‘High-level’ Source Reveals Extent of Chinese Military Officer’s Corruption

By Leo Timm, The Epoch Times
November 24, 2014 10:48 am Last Updated: November 24, 2014 4:10 pm

General Xu Caihou has been a high-profile target of Xi Jinping’s ongoing anti-corruption purge for over a year, but it’s only now that the extravagant wealth of the former second-in-command of the Chinese regime’s armed forces has been unveiled.

According to mainland Chinese media, jades, valuable antiques, and neatly packaged banknotes weighing in at a full ton were found in the basement of Xu’s 2000-square acre estate this March.

Mainland Chinese magazine Phoenix Weekly, citing a high-level government contact, reported on Nov. 20 that case handlers had to bring in ten military trucks to confiscate the whole of Xu’s ill-begotten riches.

Xu Caihou, former Vice Chairman of the Central Military Commission, was under investigation both for his outsize corruption, and almost certainly because of his partnership with figures like fallen Politburo member Bo Xilai, and former Politburo Standing Committee member Zhou Yongkang. His investigation for corruption was announced by Chinese authorities in June.
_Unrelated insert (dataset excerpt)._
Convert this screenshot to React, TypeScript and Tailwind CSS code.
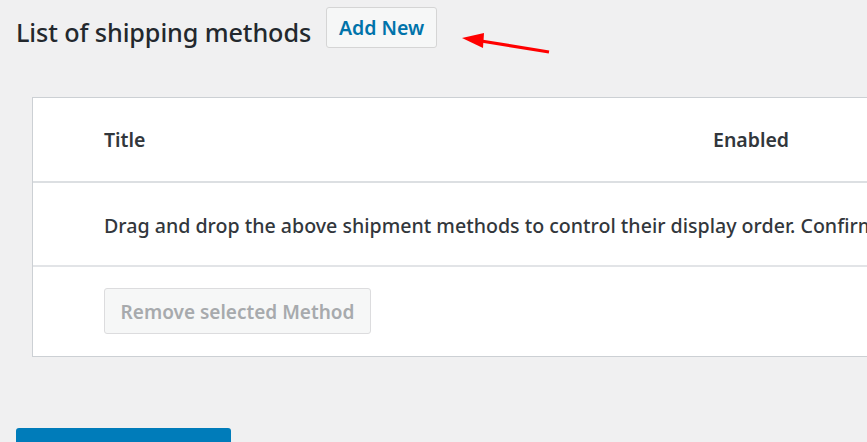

He lost his title and was expelled from the military and Communist Party.

The current communist leadership’s anti-corruption campaign was launched soon after Xi Jinping took power in late 2012. To date, it has led to the disciplining of over 74,000 people, as stated on the website of the Central Commission for Discipline Inspection, the Communist Party organ in charge of the purge.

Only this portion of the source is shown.